## TASK OBJECTIVE
Below are the records; give again exactly the lines from the one containing "Write self-contained HTML" through the one containing "</body></html>", leaving out pictures.

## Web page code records

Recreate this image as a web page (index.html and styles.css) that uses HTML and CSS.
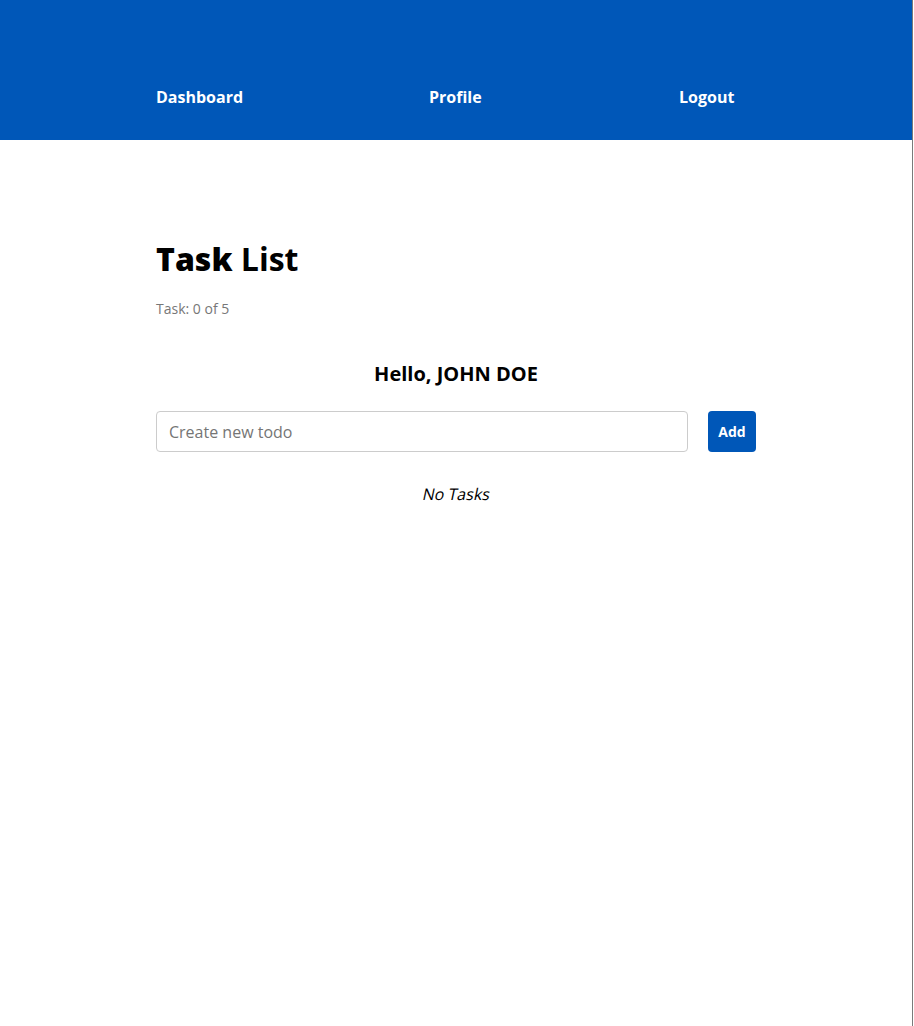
FILE: index.html
```html
<!DOCTYPE html>
<html lang="en">
<head>
<meta charset="utf-8">
<title>Task List</title>
<link rel="stylesheet" href="styles.css">
</head>
<body>
<div class="page">
  <header class="topbar">
    <nav class="nav">
      <a class="nav-link" href="#">Dashboard</a>
      <a class="nav-link" href="#">Profile</a>
      <a class="nav-link" href="#">Logout</a>
    </nav>
  </header>
  <main class="content">
    <h1 class="title"><strong class="title-strong">Task</strong> List</h1>
    <p class="count">Task: 0 of 5</p>
    <h2 class="greeting">Hello, JOHN DOE</h2>
    <form class="todo-form">
      <input class="todo-input" type="text" placeholder="Create new todo">
      <button class="add-btn" type="button">Add</button>
    </form>
    <p class="empty"><span class="empty-text">No Tasks</span></p>
  </main>
</div>
</body>
</html>
```

FILE: styles.css
```css
html, body {
  margin: 0;
  padding: 0;
  background: #ffffff;
}

body {
  font-family: "Open Sans", "Liberation Sans", sans-serif;
  color: #000;
}

.page {
  width: 912px;
  min-height: 100vh;
  border-right: 1px solid #7a7a7a;
  background: #fff;
}

.topbar {
  background: #0057b8;
  height: 140px;
  display: flex;
  align-items: flex-end;
}

.nav {
  width: 600px;
  margin: 0 auto 31px;
  display: grid;
  grid-template-columns: 273px 250px auto;
}

.nav-link {
  color: #fff;
  font-weight: 700;
  font-size: 16px;
  line-height: 24px;
  text-decoration: none;
}

.content {
  width: 600px;
  margin: 0 auto;
  padding-top: 91px;
}

.title {
  margin: 0;
  font-size: 32px;
  line-height: 56px;
  font-weight: 700;
}

.title-strong {
  font-weight: 800;
}

.count {
  margin: 12px 0 0;
  font-size: 14px;
  line-height: 20px;
  color: #777;
}

.greeting {
  margin: 41px 0 0;
  text-align: center;
  font-size: 20px;
  line-height: 28px;
  font-weight: 700;
}

.todo-form {
  margin-top: 23px;
  display: flex;
  gap: 20px;
}

.todo-input {
  flex: 1;
  height: 41px;
  box-sizing: border-box;
  border: 1px solid #ccc;
  border-radius: 4px;
  padding: 0 12px;
  font-family: inherit;
  font-size: 16px;
  color: #333;
  outline: none;
}

.todo-input::placeholder {
  color: #757575;
}

.add-btn {
  width: 48px;
  height: 41px;
  border: none;
  border-radius: 4px;
  background: #0057b8;
  color: #fff;
  font-family: inherit;
  font-weight: 700;
  font-size: 14px;
  padding: 0;
}

.empty {
  margin: 30px 0 0;
  text-align: center;
  font-size: 16px;
  line-height: 24px;
}

.empty-text {
  display: inline-block;
  transform: translateX(1px) skewX(-12deg);
}
```
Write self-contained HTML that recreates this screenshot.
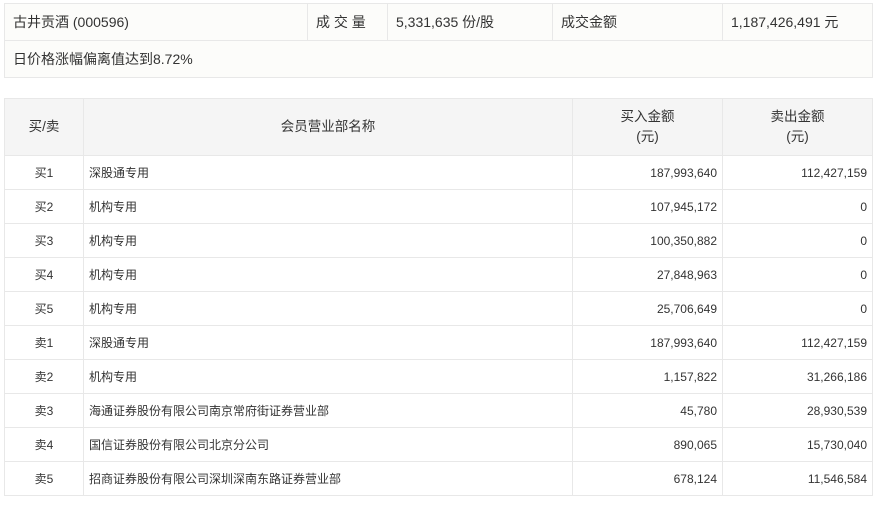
<!DOCTYPE html>
<html><head><meta charset="utf-8"><style>
body{margin:0;background:#fff;font-family:"Liberation Sans","Noto Sans CJK SC",sans-serif;color:#333;}
table{border-collapse:collapse;position:absolute;left:4px;width:868px;table-layout:fixed;}
td,th{border:1px solid #e8e8e8;padding:0 5px;font-weight:normal;}
#t1{top:3px;background:#fcfcfa;font-size:14px;}
#t1 td{height:36px;padding:0 8px;}
#t2{top:98px;font-size:12px;}
#t2 th{background:#f5f5f5;height:56px;line-height:20px;font-size:13.5px;}
#t2 td{height:33px;}
.c{text-align:center}.r{text-align:right}
</style></head><body>
<table id="t1">
<col style="width:303px"><col style="width:80px"><col style="width:165px"><col style="width:170px"><col style="width:150px">
<tr><td>古井贡酒 (000596)</td><td>成 交 量</td><td>5,331,635 份/股</td><td>成交金额</td><td>1,187,426,491 元</td></tr>
<tr><td colspan="5">日价格涨幅偏离值达到8.72%</td></tr>
</table>
<table id="t2">
<col style="width:79px"><col style="width:489px"><col style="width:150px"><col style="width:150px">
<tr><th>买/卖</th><th>会员营业部名称</th><th>买入金额<br>(元)</th><th>卖出金额<br>(元)</th></tr>
<tr><td class="c">买1</td><td>深股通专用</td><td class="r">187,993,640</td><td class="r">112,427,159</td></tr>
<tr><td class="c">买2</td><td>机构专用</td><td class="r">107,945,172</td><td class="r">0</td></tr>
<tr><td class="c">买3</td><td>机构专用</td><td class="r">100,350,882</td><td class="r">0</td></tr>
<tr><td class="c">买4</td><td>机构专用</td><td class="r">27,848,963</td><td class="r">0</td></tr>
<tr><td class="c">买5</td><td>机构专用</td><td class="r">25,706,649</td><td class="r">0</td></tr>
<tr><td class="c">卖1</td><td>深股通专用</td><td class="r">187,993,640</td><td class="r">112,427,159</td></tr>
<tr><td class="c">卖2</td><td>机构专用</td><td class="r">1,157,822</td><td class="r">31,266,186</td></tr>
<tr><td class="c">卖3</td><td>海通证券股份有限公司南京常府街证券营业部</td><td class="r">45,780</td><td class="r">28,930,539</td></tr>
<tr><td class="c">卖4</td><td>国信证券股份有限公司北京分公司</td><td class="r">890,065</td><td class="r">15,730,040</td></tr>
<tr><td class="c">卖5</td><td>招商证券股份有限公司深圳深南东路证券营业部</td><td class="r">678,124</td><td class="r">11,546,584</td></tr>
</table>
</body></html>
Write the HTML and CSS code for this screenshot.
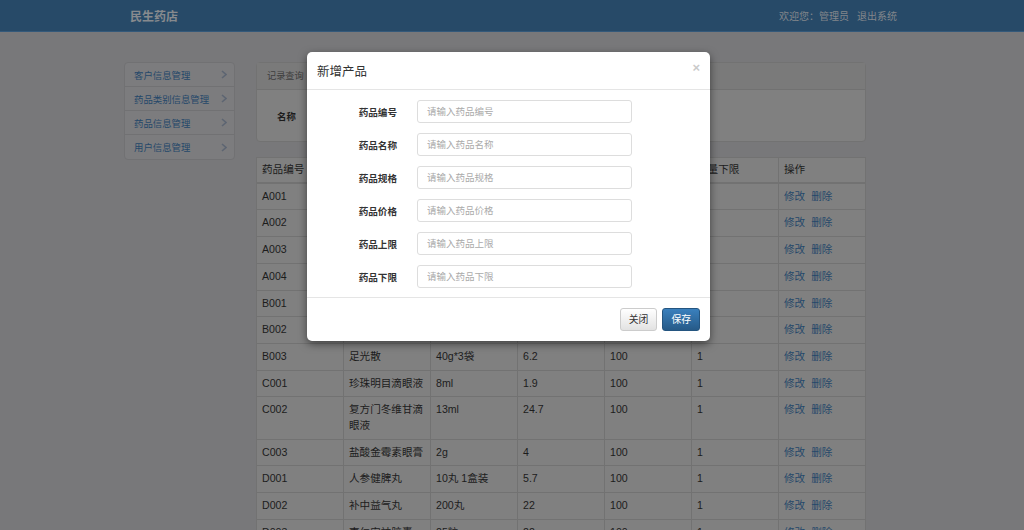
FILE: index.html
```html
<!DOCTYPE html>
<html lang="zh-CN">
<head>
    <meta charset="UTF-8">
    <meta name="viewport" content="width=device-width, initial-scale=1.0">
    <title>民生药店 - 药品信息管理</title>
    <link rel="stylesheet" href="styles.css">
</head>
<body>
<div class="page">
    <div class="topbar">
        <span class="shop-name">民生药店</span>
        <span class="user-info"><span>欢迎您：管理员</span><span class="logout">退出系统</span></span>
    </div>

    <div class="layout">
        <!-- Side menu -->
        <ul class="side-menu">
            <li><span class="menu-link">客户信息管理</span><svg width="6" height="9" viewBox="0 0 6 9"><polyline points="1,1 5,4.5 1,8"/></svg></li>
            <li><span class="menu-link">药品类别信息管理</span><svg width="6" height="9" viewBox="0 0 6 9"><polyline points="1,1 5,4.5 1,8"/></svg></li>
            <li><span class="menu-link">药品信息管理</span><svg width="6" height="9" viewBox="0 0 6 9"><polyline points="1,1 5,4.5 1,8"/></svg></li>
            <li><span class="menu-link">用户信息管理</span><svg width="6" height="9" viewBox="0 0 6 9"><polyline points="1,1 5,4.5 1,8"/></svg></li>
        </ul>

        <div class="content">
            <div class="query-box">
                <div class="query-title">记录查询</div>
                <div class="query-body">
                    <span class="query-label">名称</span>
                </div>
            </div>

            <table class="drug-table">
                <thead>
                    <tr>
                        <th>药品编号</th>
                        <th>药品名称</th>
                        <th>药品规格</th>
                        <th>药品价格</th>
                        <th>数量上限</th>
                        <th>数量下限</th>
                        <th>操作</th>
                    </tr>
                </thead>
                <tbody>
                    <tr><td>A001</td><td>感冒灵颗粒</td><td>10g*9袋</td><td>12.5</td><td>100</td><td>1</td><td><span class="op-link">修改</span> <span class="op-link">删除</span></td></tr>
                    <tr><td>A002</td><td>板蓝根颗粒</td><td>10g*20袋</td><td>9.8</td><td>100</td><td>1</td><td><span class="op-link">修改</span> <span class="op-link">删除</span></td></tr>
                    <tr><td>A003</td><td>连花清瘟胶囊</td><td>24粒</td><td>14.8</td><td>100</td><td>1</td><td><span class="op-link">修改</span> <span class="op-link">删除</span></td></tr>
                    <tr><td>A004</td><td>复方氨酚烷胺片</td><td>12片</td><td>6.5</td><td>100</td><td>1</td><td><span class="op-link">修改</span> <span class="op-link">删除</span></td></tr>
                    <tr><td>B001</td><td>达克宁乳膏</td><td>20g</td><td>15</td><td>100</td><td>1</td><td><span class="op-link">修改</span> <span class="op-link">删除</span></td></tr>
                    <tr><td>B002</td><td>皮炎平软膏</td><td>20g</td><td>8.5</td><td>100</td><td>1</td><td><span class="op-link">修改</span> <span class="op-link">删除</span></td></tr>
                    <tr><td>B003</td><td>足光散</td><td>40g*3袋</td><td>6.2</td><td>100</td><td>1</td><td><span class="op-link">修改</span> <span class="op-link">删除</span></td></tr>
                    <tr><td>C001</td><td>珍珠明目滴眼液</td><td>8ml</td><td>1.9</td><td>100</td><td>1</td><td><span class="op-link">修改</span> <span class="op-link">删除</span></td></tr>
                    <tr><td>C002</td><td>复方门冬维甘滴眼液</td><td>13ml</td><td>24.7</td><td>100</td><td>1</td><td><span class="op-link">修改</span> <span class="op-link">删除</span></td></tr>
                    <tr><td>C003</td><td>盐酸金霉素眼膏</td><td>2g</td><td>4</td><td>100</td><td>1</td><td><span class="op-link">修改</span> <span class="op-link">删除</span></td></tr>
                    <tr><td>D001</td><td>人参健脾丸</td><td>10丸 1盒装</td><td>5.7</td><td>100</td><td>1</td><td><span class="op-link">修改</span> <span class="op-link">删除</span></td></tr>
                    <tr><td>D002</td><td>补中益气丸</td><td>200丸</td><td>22</td><td>100</td><td>1</td><td><span class="op-link">修改</span> <span class="op-link">删除</span></td></tr>
                    <tr><td>D003</td><td>枣仁安神胶囊</td><td>25粒</td><td>22</td><td>100</td><td>1</td><td><span class="op-link">修改</span> <span class="op-link">删除</span></td></tr>
                </tbody>
            </table>
        </div>
    </div>

    <!-- Add product dialog, drawn over the dimmed page -->
    <div class="dialog">
        <div class="dialog-head">
            <span class="dialog-title">新增产品</span>
            <span class="dialog-x">&times;</span>
        </div>
        <div class="dialog-body">
            <div class="field"><span class="field-name">药品编号</span><input type="text" placeholder="请输入药品编号"></div>
            <div class="field"><span class="field-name">药品名称</span><input type="text" placeholder="请输入药品名称"></div>
            <div class="field"><span class="field-name">药品规格</span><input type="text" placeholder="请输入药品规格"></div>
            <div class="field"><span class="field-name">药品价格</span><input type="text" placeholder="请输入药品价格"></div>
            <div class="field"><span class="field-name">药品上限</span><input type="text" placeholder="请输入药品上限"></div>
            <div class="field"><span class="field-name">药品下限</span><input type="text" placeholder="请输入药品下限"></div>
        </div>
        <div class="dialog-foot">
            <span class="action action-close">关闭</span>
            <span class="action action-save">保存</span>
        </div>
    </div>
</div>
</body>
</html>
```

FILE: styles.css
```css
/* the page is drawn as it looks under the dialog's dark backdrop */
* {
    margin: 0;
    padding: 0;
    box-sizing: border-box;
}

.page {
    position: relative;
    height: 530px;
    overflow: hidden;
    background-color: #78787a;
    color: #1c1c1c;
    font-family: "Liberation Sans", "Noto Sans CJK SC", sans-serif;
}

/* Top bar */
.topbar {
    height: 32px;
    background-color: #274a68;
    border-bottom: 1px solid #34597a;
    display: flex;
    align-items: center;
    justify-content: space-between;
    padding: 0 127px 0 130px;
}

.shop-name {
    color: #878a8e;
    font-size: 12px;
    font-weight: bold;
}

.user-info {
    display: flex;
    gap: 8px;
    color: #82868b;
    font-size: 10px;
}

/* Page body */
.layout {
    display: flex;
    align-items: flex-start;
    gap: 21px;
    width: 742px;
    margin: 30px 0 0 124px;
}

.side-menu {
    width: 111px;
    list-style: none;
    background-color: #7c7c7e;
    border: 1px solid #717173;
    border-radius: 4px;
}

.side-menu li {
    height: 24px;
    display: flex;
    align-items: center;
    justify-content: space-between;
    padding: 0 7px 0 9px;
    border-bottom: 1px solid #717173;
    font-size: 9.4px;
}

.side-menu li:last-child {
    border-bottom: none;
}

.menu-link,
.op-link {
    color: #25486a;
}

.side-menu svg polyline {
    fill: none;
    stroke: #5d6572;
    stroke-width: 1.6;
}

.content {
    flex: 1;
}

.query-box {
    background-color: #808080;
    border: 1px solid #727272;
    border-radius: 4px;
    margin-bottom: 15px;
}

.query-title {
    height: 27px;
    line-height: 26px;
    padding-left: 10px;
    background-color: #7a7a7a;
    border-bottom: 1px solid #717171;
    font-size: 9.2px;
    color: #3e3e3e;
}

.query-body {
    height: 51px;
    display: flex;
    align-items: center;
    padding-left: 20px;
}

.query-label {
    font-size: 9.4px;
    font-weight: bold;
}

/* Drug table */
.drug-table {
    width: 100%;
    table-layout: fixed;
    border-collapse: collapse;
    background-color: #808080;
    font-size: 10.6px;
}

.drug-table th,
.drug-table td {
    border: 1px solid #727272;
    padding: 5px;
    line-height: 15.7px;
    text-align: left;
    vertical-align: top;
    font-weight: normal;
}

.drug-table th {
    padding: 4px 5px;
    border-bottom-width: 2px;
}

.op-link + .op-link {
    margin-left: 3px;
}

/* Dialog */
.dialog {
    position: absolute;
    top: 52px;
    left: 307px;
    width: 403px;
    background-color: #fff;
    color: #333;
    border-radius: 5px;
    box-shadow: 0 3px 9px rgba(0, 0, 0, 0.5);
}

.dialog-head {
    height: 38px;
    display: flex;
    align-items: center;
    justify-content: space-between;
    padding: 0 10px;
    border-bottom: 1px solid #e5e5e5;
}

.dialog-title {
    font-size: 12.5px;
}

.dialog-x {
    align-self: flex-start;
    margin-top: 8px;
    font-size: 13px;
    font-weight: bold;
    color: #cacaca;
}

.dialog-body {
    display: flex;
    flex-direction: column;
    gap: 10px;
    padding: 10px 0 9px;
}

.field {
    display: grid;
    grid-template-columns: 90px 215px;
    column-gap: 20px;
    align-items: center;
}

.field-name {
    text-align: right;
    font-size: 9.6px;
    font-weight: bold;
}

.field input {
    height: 23px;
    padding: 0 9px;
    border: 1px solid #ddd;
    border-radius: 3px;
    font-family: inherit;
    font-size: 9.5px;
}

.field input::placeholder {
    color: #aaa;
}

.dialog-foot {
    display: flex;
    justify-content: flex-end;
    gap: 5px;
    padding: 10px;
    border-top: 1px solid #e5e5e5;
}

.action {
    height: 23px;
    line-height: 21px;
    padding: 0 8px;
    border-radius: 3px;
    font-size: 9.8px;
}

.action-close {
    background: linear-gradient(#fff, #e2e2e2);
    border: 1px solid #ccc;
    color: #333;
}

.action-save {
    background: linear-gradient(#3a80bd, #265a88);
    border: 1px solid #245580;
    color: #fff;
}
```
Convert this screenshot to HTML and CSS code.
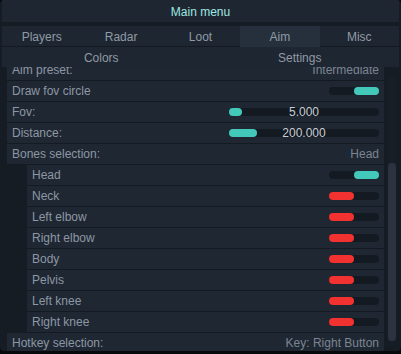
FILE: index.html
```html
<!DOCTYPE html>
<html lang="en">
<head>
  <meta charset="UTF-8">
  <title>Main menu</title>
  <link rel="stylesheet" href="styles.css">
</head>
<body>
  <div class="window">
    <div class="title">Main menu</div>
    <div class="tabs five">
      <div class="tab">Players</div>
      <div class="tab">Radar</div>
      <div class="tab">Loot</div>
      <div class="tab active">Aim</div>
      <div class="tab">Misc</div>
    </div>
    <div class="tabs two">
      <div class="tab">Colors</div>
      <div class="tab">Settings</div>
    </div>
    <div class="content">
      <div class="list">
        <div class="row"><span>Aim preset:</span><span class="value">Intermediate</span></div>
        <div class="row"><span>Draw fov circle</span><div class="toggle on"><div class="knob"></div></div></div>
        <div class="row"><span>Fov:</span><div class="slider"><div class="fill" style="width: 13px"></div><span class="num">5.000</span></div></div>
        <div class="row"><span>Distance:</span><div class="slider"><div class="fill" style="width: 28px"></div><span class="num">200.000</span></div></div>
        <div class="row"><span>Bones selection:</span><span class="value">Head</span></div>
        <div class="sub">
          <div class="row"><span>Head</span><div class="toggle on"><div class="knob"></div></div></div>
          <div class="row"><span>Neck</span><div class="toggle"><div class="knob"></div></div></div>
          <div class="row"><span>Left elbow</span><div class="toggle"><div class="knob"></div></div></div>
          <div class="row"><span>Right elbow</span><div class="toggle"><div class="knob"></div></div></div>
          <div class="row"><span>Body</span><div class="toggle"><div class="knob"></div></div></div>
          <div class="row"><span>Pelvis</span><div class="toggle"><div class="knob"></div></div></div>
          <div class="row"><span>Left knee</span><div class="toggle"><div class="knob"></div></div></div>
          <div class="row"><span>Right knee</span><div class="toggle"><div class="knob"></div></div></div>
        </div>
        <div class="row"><span>Hotkey selection:</span><span class="value">Key: Right Button</span></div>
      </div>
      <div class="scrollbar"><div class="thumb"></div></div>
    </div>
  </div>
</body>
</html>
```

FILE: styles.css
```css
body {
  margin: 0;
  background: #07090c;
  font-family: "Liberation Sans", Arial, sans-serif;
  font-size: 12px;
}

.window {
  width: 401px;
  height: 351px;
  background: #151c24;
  border-radius: 4px;
  overflow: hidden;
  display: flex;
  flex-direction: column;
}

.title {
  height: 22px;
  line-height: 24px;
  text-align: center;
  color: #9fe6e2;
  background: #1e2631;
  margin: 0 2px;
  flex: none;
}

.tabs {
  display: grid;
  height: 20px;
  background: #1e2631;
  margin: 0 2px;
  flex: none;
}

.tabs.five {
  margin-top: 4px;
  grid-template-columns: repeat(5, 1fr);
  border-bottom: 1px solid #141a21;
}

.tabs.two {
  grid-template-columns: repeat(2, 1fr);
}

.tab {
  color: #909aa6;
  text-align: center;
  line-height: 22px;
}

.tab.active {
  background: #26303c;
}

.content {
  flex: 1;
  display: flex;
  overflow: hidden;
  padding-left: 7px;
}

.list {
  width: 377px;
  margin-top: -7px;
}

.row {
  height: 20px;
  border-bottom: 1px solid #141a21;
  background: #1f2733;
  display: flex;
  align-items: center;
  justify-content: space-between;
  padding: 0 5px;
  color: #8d97a3;
}

.sub {
  padding-left: 20px;
}

.sub .row {
  padding-left: 5px;
}

.value {
  color: #7b8591;
}

.toggle {
  width: 50px;
  height: 8px;
  border-radius: 4px;
  background: #131a22;
  display: flex;
}

.knob {
  width: 25px;
  height: 8px;
  border-radius: 4px;
  background: #f23131;
}

.toggle.on {
  justify-content: flex-end;
}

.toggle.on .knob {
  background: #42c9ba;
}

.slider {
  position: relative;
  width: 150px;
  height: 8px;
  border-radius: 4px;
  background: #131a22;
}

.fill {
  height: 8px;
  border-radius: 4px;
  background: #42c9ba;
}

.num {
  position: absolute;
  left: 0;
  right: 0;
  top: -4px;
  line-height: 16px;
  text-align: center;
  color: #c9cdd2;
}

.scrollbar {
  width: 8px;
  margin: 6px 0 5px 4px;
  border-radius: 4px;
  background: #171e27;
  display: flex;
  flex-direction: column;
  padding-top: 90px;
}

.thumb {
  flex: 1;
  margin-bottom: 5px;
  border-radius: 4px;
  background: #2b3440;
}
```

## ANSWER BELOW
Write self-contained HTML that recreates this screenshot.
<!DOCTYPE html>
<html><head><meta charset="utf-8"><style>
body{margin:0;background:#fff;font-family:"Liberation Sans","Noto Sans CJK SC",sans-serif;color:#333;}
table{border-collapse:collapse;position:absolute;left:4px;width:868px;table-layout:fixed;}
td,th{border:1px solid #e8e8e8;padding:0 5px;font-weight:normal;}
#t1{top:3px;background:#fcfcfa;font-size:14px;}
#t1 td{height:36px;padding:0 8px;}
#t2{top:98px;font-size:12px;}
#t2 th{background:#f5f5f5;height:56px;line-height:20px;font-size:13.5px;}
#t2 td{height:33px;}
.c{text-align:center}.r{text-align:right}
</style></head><body>
<table id="t1">
<col style="width:303px"><col style="width:80px"><col style="width:165px"><col style="width:170px"><col style="width:150px">
<tr><td>古井贡酒 (000596)</td><td>成 交 量</td><td>5,331,635 份/股</td><td>成交金额</td><td>1,187,426,491 元</td></tr>
<tr><td colspan="5">日价格涨幅偏离值达到8.72%</td></tr>
</table>
<table id="t2">
<col style="width:79px"><col style="width:489px"><col style="width:150px"><col style="width:150px">
<tr><th>买/卖</th><th>会员营业部名称</th><th>买入金额<br>(元)</th><th>卖出金额<br>(元)</th></tr>
<tr><td class="c">买1</td><td>深股通专用</td><td class="r">187,993,640</td><td class="r">112,427,159</td></tr>
<tr><td class="c">买2</td><td>机构专用</td><td class="r">107,945,172</td><td class="r">0</td></tr>
<tr><td class="c">买3</td><td>机构专用</td><td class="r">100,350,882</td><td class="r">0</td></tr>
<tr><td class="c">买4</td><td>机构专用</td><td class="r">27,848,963</td><td class="r">0</td></tr>
<tr><td class="c">买5</td><td>机构专用</td><td class="r">25,706,649</td><td class="r">0</td></tr>
<tr><td class="c">卖1</td><td>深股通专用</td><td class="r">187,993,640</td><td class="r">112,427,159</td></tr>
<tr><td class="c">卖2</td><td>机构专用</td><td class="r">1,157,822</td><td class="r">31,266,186</td></tr>
<tr><td class="c">卖3</td><td>海通证券股份有限公司南京常府街证券营业部</td><td class="r">45,780</td><td class="r">28,930,539</td></tr>
<tr><td class="c">卖4</td><td>国信证券股份有限公司北京分公司</td><td class="r">890,065</td><td class="r">15,730,040</td></tr>
<tr><td class="c">卖5</td><td>招商证券股份有限公司深圳深南东路证券营业部</td><td class="r">678,124</td><td class="r">11,546,584</td></tr>
</table>
</body></html>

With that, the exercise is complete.